Records for this task.
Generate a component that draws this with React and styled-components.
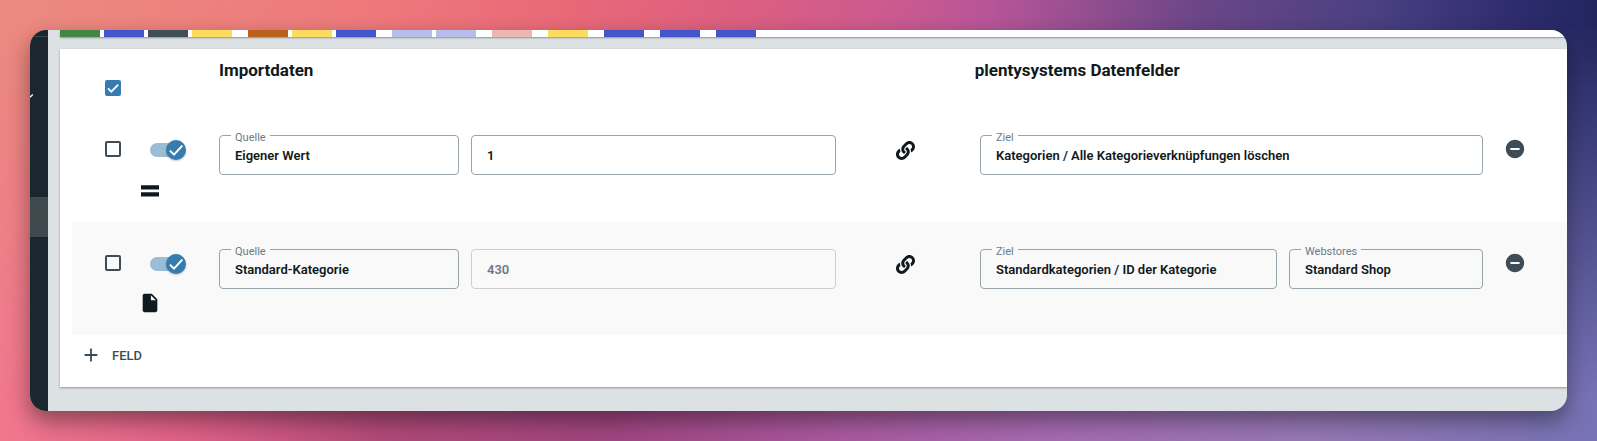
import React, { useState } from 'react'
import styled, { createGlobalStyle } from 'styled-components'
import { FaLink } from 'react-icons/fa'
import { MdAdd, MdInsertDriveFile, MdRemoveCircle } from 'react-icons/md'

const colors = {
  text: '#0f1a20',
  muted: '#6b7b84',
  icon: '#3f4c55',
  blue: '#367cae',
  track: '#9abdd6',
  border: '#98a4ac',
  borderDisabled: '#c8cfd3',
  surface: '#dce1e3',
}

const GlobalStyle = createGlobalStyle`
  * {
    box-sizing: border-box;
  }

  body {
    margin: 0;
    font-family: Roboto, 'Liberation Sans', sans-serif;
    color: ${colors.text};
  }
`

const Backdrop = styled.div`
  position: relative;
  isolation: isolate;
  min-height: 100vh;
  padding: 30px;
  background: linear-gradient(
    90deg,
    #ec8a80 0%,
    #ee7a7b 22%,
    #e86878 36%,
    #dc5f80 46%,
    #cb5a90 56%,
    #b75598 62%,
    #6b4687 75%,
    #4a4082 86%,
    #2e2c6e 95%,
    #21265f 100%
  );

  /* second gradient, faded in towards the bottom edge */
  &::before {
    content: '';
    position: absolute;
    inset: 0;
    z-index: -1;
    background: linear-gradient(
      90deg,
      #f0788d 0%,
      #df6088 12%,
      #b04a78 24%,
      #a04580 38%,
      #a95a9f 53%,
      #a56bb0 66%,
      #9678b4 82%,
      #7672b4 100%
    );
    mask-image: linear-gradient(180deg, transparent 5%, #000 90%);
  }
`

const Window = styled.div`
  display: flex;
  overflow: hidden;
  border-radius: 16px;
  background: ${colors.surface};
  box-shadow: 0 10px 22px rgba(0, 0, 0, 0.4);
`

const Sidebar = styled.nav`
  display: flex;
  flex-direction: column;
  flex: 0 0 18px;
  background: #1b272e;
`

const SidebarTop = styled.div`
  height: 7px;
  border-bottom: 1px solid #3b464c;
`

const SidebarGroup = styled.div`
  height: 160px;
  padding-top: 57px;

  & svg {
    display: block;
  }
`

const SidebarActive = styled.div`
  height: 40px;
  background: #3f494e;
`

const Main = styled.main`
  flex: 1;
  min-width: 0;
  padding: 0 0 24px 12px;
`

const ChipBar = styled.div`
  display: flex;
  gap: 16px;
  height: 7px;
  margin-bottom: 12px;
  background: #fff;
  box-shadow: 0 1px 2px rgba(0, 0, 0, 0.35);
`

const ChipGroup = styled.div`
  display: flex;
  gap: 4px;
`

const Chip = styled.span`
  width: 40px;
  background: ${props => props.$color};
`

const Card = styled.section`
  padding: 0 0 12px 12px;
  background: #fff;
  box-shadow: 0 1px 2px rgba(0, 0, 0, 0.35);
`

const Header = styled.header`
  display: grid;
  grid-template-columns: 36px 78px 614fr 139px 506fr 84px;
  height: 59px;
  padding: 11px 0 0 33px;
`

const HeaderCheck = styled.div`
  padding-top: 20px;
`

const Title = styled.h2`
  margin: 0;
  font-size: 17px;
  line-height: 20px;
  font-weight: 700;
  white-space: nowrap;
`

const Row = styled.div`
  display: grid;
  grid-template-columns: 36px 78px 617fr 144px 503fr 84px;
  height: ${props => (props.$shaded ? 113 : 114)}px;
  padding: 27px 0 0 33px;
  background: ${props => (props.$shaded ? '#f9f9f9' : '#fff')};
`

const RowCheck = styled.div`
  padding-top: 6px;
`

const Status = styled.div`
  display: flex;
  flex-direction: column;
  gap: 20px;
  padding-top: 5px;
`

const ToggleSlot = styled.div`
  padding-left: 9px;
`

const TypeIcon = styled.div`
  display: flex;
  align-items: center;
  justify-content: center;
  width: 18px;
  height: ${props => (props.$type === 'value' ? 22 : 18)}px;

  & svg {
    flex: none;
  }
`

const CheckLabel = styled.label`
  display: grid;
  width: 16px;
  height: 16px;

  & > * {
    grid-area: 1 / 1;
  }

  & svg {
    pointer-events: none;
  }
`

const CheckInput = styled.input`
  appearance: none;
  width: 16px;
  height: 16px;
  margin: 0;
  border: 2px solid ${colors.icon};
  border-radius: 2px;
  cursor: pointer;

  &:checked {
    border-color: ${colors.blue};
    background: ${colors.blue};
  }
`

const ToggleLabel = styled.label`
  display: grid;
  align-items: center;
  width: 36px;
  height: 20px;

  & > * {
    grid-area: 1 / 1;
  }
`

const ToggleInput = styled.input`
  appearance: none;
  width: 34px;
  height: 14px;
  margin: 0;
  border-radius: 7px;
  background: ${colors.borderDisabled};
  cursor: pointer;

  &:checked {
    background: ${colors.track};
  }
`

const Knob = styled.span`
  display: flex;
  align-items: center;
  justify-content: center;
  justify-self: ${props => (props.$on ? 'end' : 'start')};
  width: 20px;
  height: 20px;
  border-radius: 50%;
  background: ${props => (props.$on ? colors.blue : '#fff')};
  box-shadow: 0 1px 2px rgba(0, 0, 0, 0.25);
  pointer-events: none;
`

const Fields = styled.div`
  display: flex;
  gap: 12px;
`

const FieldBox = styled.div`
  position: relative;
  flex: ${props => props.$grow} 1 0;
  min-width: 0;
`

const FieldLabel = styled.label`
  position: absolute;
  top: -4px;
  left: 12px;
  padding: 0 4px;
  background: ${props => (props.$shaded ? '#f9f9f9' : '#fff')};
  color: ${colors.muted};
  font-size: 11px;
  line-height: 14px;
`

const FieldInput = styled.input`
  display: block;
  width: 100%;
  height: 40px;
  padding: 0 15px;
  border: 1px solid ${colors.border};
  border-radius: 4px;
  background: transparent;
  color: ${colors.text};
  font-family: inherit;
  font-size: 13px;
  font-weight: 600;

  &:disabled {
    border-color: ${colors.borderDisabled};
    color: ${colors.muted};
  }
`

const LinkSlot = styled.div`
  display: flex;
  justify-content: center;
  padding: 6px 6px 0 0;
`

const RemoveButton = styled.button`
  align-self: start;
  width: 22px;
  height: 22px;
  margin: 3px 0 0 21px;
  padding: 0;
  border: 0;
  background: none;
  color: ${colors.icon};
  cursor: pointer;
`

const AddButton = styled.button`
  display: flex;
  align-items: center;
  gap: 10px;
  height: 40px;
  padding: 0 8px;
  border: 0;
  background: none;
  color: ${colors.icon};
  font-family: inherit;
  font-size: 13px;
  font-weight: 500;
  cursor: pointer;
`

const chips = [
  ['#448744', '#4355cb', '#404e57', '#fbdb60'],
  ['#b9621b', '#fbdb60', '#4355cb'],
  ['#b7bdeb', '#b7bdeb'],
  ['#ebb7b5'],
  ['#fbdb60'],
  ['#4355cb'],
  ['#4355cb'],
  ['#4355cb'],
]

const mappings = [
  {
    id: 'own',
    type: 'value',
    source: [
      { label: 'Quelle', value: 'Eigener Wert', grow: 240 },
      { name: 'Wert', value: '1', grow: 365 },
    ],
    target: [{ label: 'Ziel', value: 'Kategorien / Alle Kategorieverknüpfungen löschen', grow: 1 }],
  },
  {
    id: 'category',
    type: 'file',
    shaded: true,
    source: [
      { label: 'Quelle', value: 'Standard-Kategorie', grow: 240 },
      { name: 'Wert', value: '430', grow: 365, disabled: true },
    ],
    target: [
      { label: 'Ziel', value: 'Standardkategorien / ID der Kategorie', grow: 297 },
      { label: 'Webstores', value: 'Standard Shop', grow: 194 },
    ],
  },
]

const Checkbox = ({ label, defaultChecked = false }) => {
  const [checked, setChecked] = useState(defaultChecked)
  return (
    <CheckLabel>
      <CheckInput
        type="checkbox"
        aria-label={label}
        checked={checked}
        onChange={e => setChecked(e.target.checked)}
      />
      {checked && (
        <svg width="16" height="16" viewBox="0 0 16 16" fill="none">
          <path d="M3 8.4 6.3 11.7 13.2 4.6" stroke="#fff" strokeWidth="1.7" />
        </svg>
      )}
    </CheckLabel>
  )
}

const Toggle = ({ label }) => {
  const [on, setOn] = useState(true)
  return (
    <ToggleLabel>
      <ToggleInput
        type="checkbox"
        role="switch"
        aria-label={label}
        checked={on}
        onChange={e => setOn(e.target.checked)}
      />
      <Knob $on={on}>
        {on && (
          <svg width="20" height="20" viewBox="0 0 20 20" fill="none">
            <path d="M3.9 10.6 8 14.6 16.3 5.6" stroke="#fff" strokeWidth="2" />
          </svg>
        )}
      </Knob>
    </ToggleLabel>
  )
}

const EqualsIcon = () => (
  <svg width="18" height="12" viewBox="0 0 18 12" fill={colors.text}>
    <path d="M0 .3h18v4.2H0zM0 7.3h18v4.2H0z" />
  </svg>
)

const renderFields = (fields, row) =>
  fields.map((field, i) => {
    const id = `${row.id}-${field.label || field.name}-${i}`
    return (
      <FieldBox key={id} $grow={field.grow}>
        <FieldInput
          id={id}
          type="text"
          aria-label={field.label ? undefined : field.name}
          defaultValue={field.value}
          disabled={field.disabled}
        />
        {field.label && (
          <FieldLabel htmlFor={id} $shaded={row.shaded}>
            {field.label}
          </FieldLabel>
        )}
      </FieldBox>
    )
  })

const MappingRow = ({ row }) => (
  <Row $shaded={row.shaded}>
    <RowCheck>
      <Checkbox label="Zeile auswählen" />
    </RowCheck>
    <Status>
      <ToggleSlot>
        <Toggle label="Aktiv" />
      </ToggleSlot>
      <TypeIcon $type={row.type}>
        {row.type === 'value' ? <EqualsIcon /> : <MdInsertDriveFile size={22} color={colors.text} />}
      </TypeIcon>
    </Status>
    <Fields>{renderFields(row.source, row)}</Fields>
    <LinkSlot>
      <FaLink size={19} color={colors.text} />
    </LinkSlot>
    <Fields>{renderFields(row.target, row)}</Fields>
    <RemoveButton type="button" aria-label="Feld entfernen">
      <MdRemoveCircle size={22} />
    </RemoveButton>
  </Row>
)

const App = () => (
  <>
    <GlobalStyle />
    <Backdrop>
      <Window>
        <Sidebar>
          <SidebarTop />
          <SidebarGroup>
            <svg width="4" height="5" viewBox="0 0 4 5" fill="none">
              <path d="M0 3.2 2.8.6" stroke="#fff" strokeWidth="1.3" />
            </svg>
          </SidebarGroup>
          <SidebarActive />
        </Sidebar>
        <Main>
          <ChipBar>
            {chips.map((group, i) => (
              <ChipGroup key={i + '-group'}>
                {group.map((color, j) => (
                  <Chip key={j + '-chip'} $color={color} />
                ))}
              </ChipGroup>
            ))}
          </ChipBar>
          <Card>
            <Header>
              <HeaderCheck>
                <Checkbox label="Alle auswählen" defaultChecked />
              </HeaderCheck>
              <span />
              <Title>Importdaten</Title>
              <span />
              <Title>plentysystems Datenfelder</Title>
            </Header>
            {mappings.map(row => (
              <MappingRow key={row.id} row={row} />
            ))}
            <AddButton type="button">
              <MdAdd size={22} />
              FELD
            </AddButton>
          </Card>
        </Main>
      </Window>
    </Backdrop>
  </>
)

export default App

--

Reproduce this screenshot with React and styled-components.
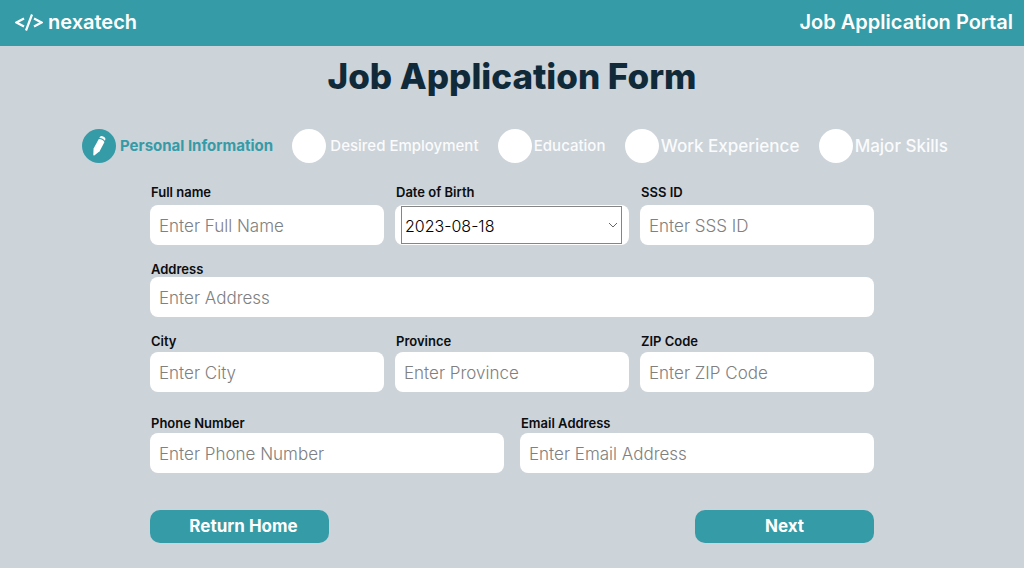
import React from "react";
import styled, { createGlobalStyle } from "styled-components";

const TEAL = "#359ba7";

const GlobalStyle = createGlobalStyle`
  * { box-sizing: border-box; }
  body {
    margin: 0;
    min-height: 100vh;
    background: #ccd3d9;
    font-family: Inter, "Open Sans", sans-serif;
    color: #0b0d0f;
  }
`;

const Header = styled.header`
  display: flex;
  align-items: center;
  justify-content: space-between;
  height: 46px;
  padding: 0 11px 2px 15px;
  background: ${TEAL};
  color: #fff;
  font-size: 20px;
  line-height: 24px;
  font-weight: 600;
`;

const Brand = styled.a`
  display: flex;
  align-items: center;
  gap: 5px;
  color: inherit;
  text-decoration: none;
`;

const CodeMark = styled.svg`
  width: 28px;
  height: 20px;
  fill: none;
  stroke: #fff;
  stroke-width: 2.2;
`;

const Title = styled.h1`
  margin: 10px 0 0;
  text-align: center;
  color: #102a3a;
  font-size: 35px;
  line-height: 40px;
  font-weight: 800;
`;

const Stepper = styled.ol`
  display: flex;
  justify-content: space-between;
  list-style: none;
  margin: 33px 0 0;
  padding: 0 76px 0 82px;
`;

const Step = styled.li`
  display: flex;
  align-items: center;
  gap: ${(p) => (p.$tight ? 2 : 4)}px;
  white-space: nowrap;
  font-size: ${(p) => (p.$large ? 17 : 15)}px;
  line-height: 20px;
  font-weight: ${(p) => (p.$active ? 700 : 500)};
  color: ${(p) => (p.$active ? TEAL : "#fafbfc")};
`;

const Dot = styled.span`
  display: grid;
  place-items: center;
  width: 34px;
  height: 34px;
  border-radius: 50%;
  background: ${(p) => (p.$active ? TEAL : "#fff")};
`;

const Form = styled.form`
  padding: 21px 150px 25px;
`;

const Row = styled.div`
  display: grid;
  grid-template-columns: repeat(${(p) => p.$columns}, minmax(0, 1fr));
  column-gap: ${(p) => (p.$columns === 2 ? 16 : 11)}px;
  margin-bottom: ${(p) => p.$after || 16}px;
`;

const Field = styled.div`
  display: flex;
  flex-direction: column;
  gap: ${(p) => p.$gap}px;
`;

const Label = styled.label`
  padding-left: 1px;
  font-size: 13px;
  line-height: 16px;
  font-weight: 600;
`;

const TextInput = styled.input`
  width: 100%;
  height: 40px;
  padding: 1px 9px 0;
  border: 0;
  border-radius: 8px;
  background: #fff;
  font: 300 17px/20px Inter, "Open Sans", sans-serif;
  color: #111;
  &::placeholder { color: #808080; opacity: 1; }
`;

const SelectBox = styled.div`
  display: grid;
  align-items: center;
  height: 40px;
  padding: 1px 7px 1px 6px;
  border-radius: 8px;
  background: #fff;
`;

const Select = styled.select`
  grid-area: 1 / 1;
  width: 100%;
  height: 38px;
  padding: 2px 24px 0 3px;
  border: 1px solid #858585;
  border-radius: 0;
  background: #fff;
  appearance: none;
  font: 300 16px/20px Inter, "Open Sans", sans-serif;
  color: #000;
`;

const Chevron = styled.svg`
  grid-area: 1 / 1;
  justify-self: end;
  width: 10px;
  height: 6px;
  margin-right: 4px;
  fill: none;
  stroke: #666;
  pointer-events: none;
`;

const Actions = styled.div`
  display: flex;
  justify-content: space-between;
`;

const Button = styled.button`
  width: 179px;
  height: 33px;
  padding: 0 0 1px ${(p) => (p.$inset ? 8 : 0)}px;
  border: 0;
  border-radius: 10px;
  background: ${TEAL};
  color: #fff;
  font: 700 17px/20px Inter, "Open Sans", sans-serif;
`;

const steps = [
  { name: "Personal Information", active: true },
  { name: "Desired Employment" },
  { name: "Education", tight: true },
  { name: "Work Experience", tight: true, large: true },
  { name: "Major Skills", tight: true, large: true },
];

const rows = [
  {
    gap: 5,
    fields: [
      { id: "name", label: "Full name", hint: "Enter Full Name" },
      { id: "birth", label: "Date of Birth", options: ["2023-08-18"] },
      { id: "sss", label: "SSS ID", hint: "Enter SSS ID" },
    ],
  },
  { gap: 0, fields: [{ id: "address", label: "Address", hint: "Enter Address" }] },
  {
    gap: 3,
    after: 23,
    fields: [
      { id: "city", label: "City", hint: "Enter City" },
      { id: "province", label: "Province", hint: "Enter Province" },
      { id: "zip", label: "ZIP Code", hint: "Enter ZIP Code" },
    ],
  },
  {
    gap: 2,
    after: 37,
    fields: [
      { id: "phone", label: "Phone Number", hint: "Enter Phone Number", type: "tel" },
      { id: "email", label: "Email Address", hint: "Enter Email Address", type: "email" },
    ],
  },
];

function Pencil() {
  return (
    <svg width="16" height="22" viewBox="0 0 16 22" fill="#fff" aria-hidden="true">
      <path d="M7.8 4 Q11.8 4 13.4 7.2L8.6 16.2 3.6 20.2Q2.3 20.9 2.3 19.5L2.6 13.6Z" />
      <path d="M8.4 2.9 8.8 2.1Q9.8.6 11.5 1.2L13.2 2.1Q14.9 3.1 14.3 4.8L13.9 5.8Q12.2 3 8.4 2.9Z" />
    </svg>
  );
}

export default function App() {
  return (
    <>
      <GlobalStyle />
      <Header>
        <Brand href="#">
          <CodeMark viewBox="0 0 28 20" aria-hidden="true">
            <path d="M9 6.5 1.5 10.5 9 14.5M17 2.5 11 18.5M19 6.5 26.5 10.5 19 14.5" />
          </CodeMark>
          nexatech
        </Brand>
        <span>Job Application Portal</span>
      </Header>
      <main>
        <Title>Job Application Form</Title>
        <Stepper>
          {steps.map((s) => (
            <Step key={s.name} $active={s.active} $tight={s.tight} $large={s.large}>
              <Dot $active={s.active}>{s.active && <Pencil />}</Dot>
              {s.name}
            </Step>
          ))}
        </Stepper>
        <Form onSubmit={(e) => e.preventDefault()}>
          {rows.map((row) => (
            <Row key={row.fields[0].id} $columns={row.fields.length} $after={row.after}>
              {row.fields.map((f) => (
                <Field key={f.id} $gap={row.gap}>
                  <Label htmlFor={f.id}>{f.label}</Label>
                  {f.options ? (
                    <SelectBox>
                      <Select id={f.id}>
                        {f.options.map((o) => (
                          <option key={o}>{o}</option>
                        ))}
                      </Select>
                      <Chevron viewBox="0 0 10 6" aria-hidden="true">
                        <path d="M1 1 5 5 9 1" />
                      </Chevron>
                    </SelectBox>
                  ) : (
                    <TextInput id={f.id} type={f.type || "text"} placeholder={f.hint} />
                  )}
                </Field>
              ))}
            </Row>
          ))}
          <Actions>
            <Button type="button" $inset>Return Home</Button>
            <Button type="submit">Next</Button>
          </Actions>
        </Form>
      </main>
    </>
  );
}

Task. Beginning with the line above that contains "Generate a component" and ending with the line that contains "padding-top: 57px;", quote each line exactly, keeping out the pictures.

Full response.
Generate a component that draws this with React and styled-components.
import React, { useState } from 'react'
import styled, { createGlobalStyle } from 'styled-components'
import { FaLink } from 'react-icons/fa'
import { MdAdd, MdInsertDriveFile, MdRemoveCircle } from 'react-icons/md'

const colors = {
  text: '#0f1a20',
  muted: '#6b7b84',
  icon: '#3f4c55',
  blue: '#367cae',
  track: '#9abdd6',
  border: '#98a4ac',
  borderDisabled: '#c8cfd3',
  surface: '#dce1e3',
}

const GlobalStyle = createGlobalStyle`
  * {
    box-sizing: border-box;
  }

  body {
    margin: 0;
    font-family: Roboto, 'Liberation Sans', sans-serif;
    color: ${colors.text};
  }
`

const Backdrop = styled.div`
  position: relative;
  isolation: isolate;
  min-height: 100vh;
  padding: 30px;
  background: linear-gradient(
    90deg,
    #ec8a80 0%,
    #ee7a7b 22%,
    #e86878 36%,
    #dc5f80 46%,
    #cb5a90 56%,
    #b75598 62%,
    #6b4687 75%,
    #4a4082 86%,
    #2e2c6e 95%,
    #21265f 100%
  );

  /* second gradient, faded in towards the bottom edge */
  &::before {
    content: '';
    position: absolute;
    inset: 0;
    z-index: -1;
    background: linear-gradient(
      90deg,
      #f0788d 0%,
      #df6088 12%,
      #b04a78 24%,
      #a04580 38%,
      #a95a9f 53%,
      #a56bb0 66%,
      #9678b4 82%,
      #7672b4 100%
    );
    mask-image: linear-gradient(180deg, transparent 5%, #000 90%);
  }
`

const Window = styled.div`
  display: flex;
  overflow: hidden;
  border-radius: 16px;
  background: ${colors.surface};
  box-shadow: 0 10px 22px rgba(0, 0, 0, 0.4);
`

const Sidebar = styled.nav`
  display: flex;
  flex-direction: column;
  flex: 0 0 18px;
  background: #1b272e;
`

const SidebarTop = styled.div`
  height: 7px;
  border-bottom: 1px solid #3b464c;
`

const SidebarGroup = styled.div`
  height: 160px;
  padding-top: 57px;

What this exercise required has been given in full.